Bally's will host Summer Stakes III on Aug. 1-2, with a $1,000 entry fee and three NHC berths on the line (the fourth berth went to Andrew Osborne, the winner of the Bally's Moolah tourney this spring). Previously, this tournament had win-place-show wagering the first day and exotic wagering the second day, but this year it's been changed to 15 mythical $2 win, place, and show wagers on each day.
The tournament circuit returns to the Reno Hilton on Sept. 6-7. Formerly called the Brawl in the Fall, the September Shootout will be the first DRF/NTRA qualifier (four more berths are up for grabs) to completely borrow the NHC format of using 15 plays, with eight races being mandatory. The entry fee is $500 before Aug. 10 and $600 afterward, and is limited to the first 200 entries (again, to mimic the NHC field). It's also the first Saturday-Sunday tourney in memory.
"We wanted to try it out on a Saturday and Sunday, plus that's the last weekend of the Del Mar meet and we figured some people might want to stick around for the Monday races," Fierro said. "We're also excited because this gives those who qualify the advantage of having already played the format, plus people who have already qualified can enter the tournament and practice."
Other Las Vegas tournaments later in the year include the Championship at The Orleans on Oct. 9-11 and Pick the Ponies XXIII at the Las Vegas Hilton on Oct. 22-24, the week of the Breeders' Cup.
Sports book notes
Mirroring the way the fans at the Staples Center got behind underdog Vitali Klitschko in his heavyweight title fight against Lennox Lewis last Saturday night, most of the bets came in on Klitschko (odds of 7-2) at Las Vegas sports books. Klitschko, whose face was bloodied in the third round, led on all three judges' scorecards until ring physicians stopped the fight after the sixth. The stoppage was not greeted warmly by bettors up and down the Strip in the crowded sports books, where the fight was shown for free on HBO instead of on pay-per-view. Bettors did fare better with the under of 9 rounds, but bookmakers were happy to trade that for a Klitschko loss.
* Bettors who thought they saw value on Wimbledon defending men's champion Lleyton Hewitt as a lukewarm 3-1 favorite didn't get much bang for their bucks.

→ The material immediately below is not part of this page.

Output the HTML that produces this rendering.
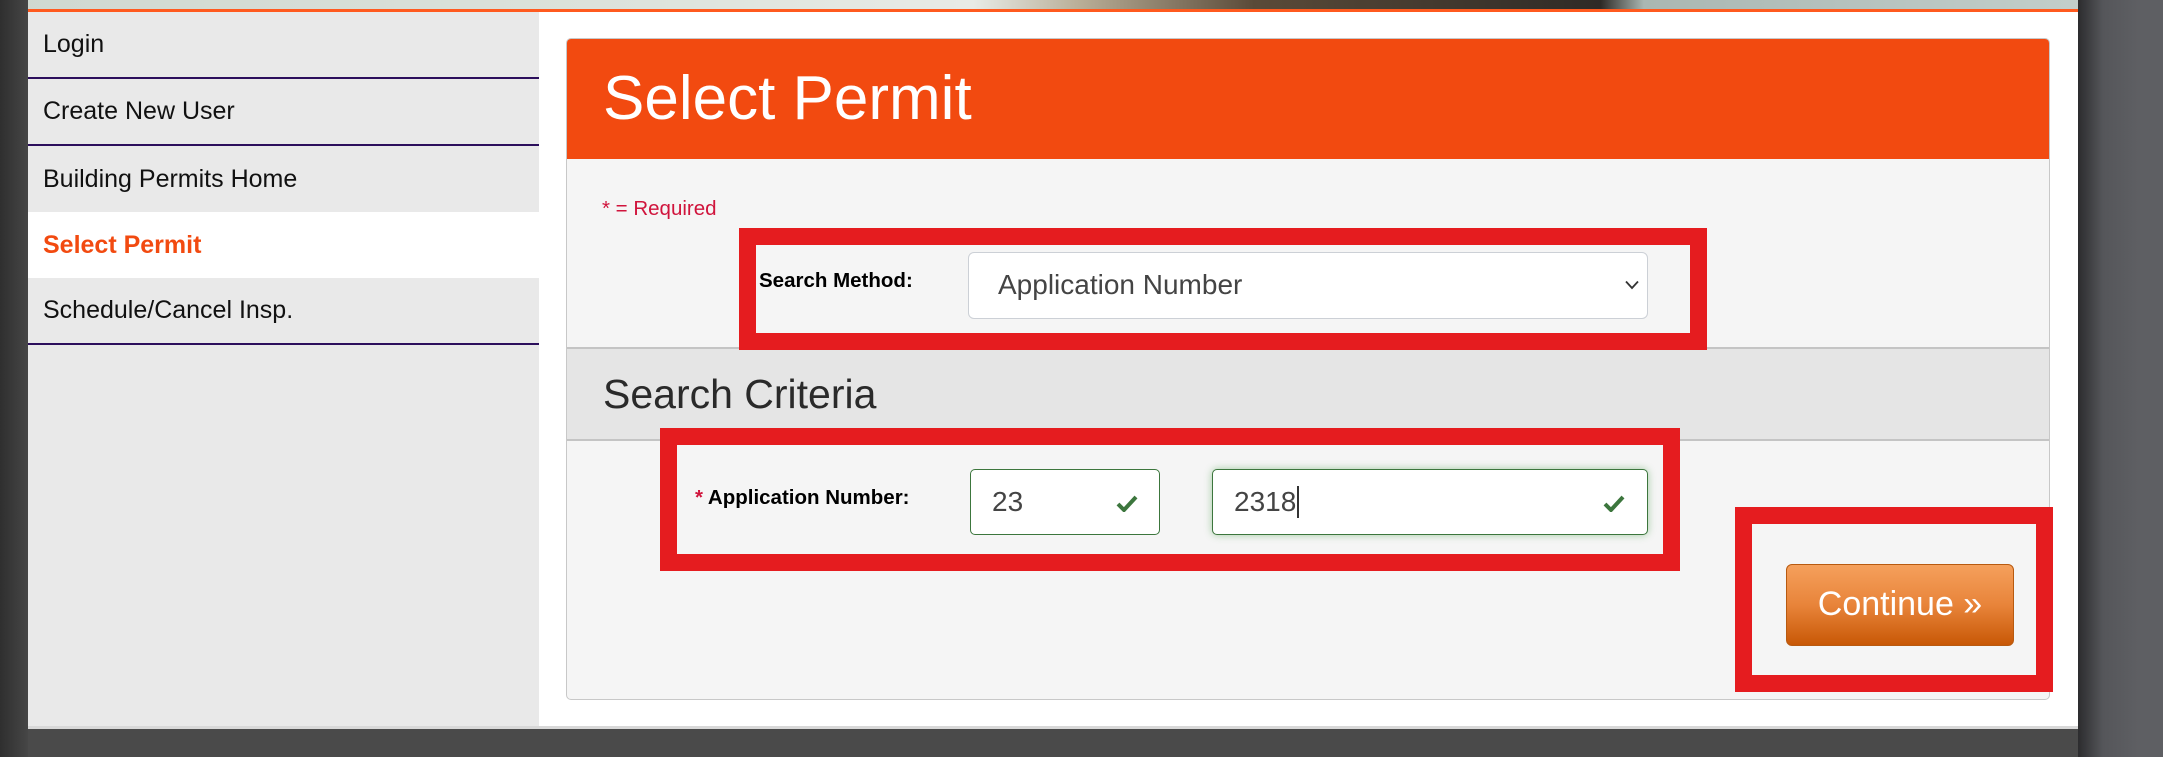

On Monday, in the first match of the entire tournament, Hewitt became only the second defending Wimbledon champ and No. 1 seed to lose in the opening round.
* Bettors also came up short in the Arena Bowl, as the Tampa Bay Storm was bet from a 3-point favorite down to 2 1/2. The Storm won 43-29. I was also on the losing side of that pick, though my recommendation on the under (109 1/2) was an easy winner.
* The NBA Draft is Thursday, but don't expect any change in the teams' odds. Everyone knows where the top players are going, and that's already been factored in - and besides, the Cavaliers are getting LeBron James, and they're still 100-1 to win next year's title, according to odds by Las Vegas Sports Consultants. Also, the non-lottery players aren't good enough to greatly impact a team's chances.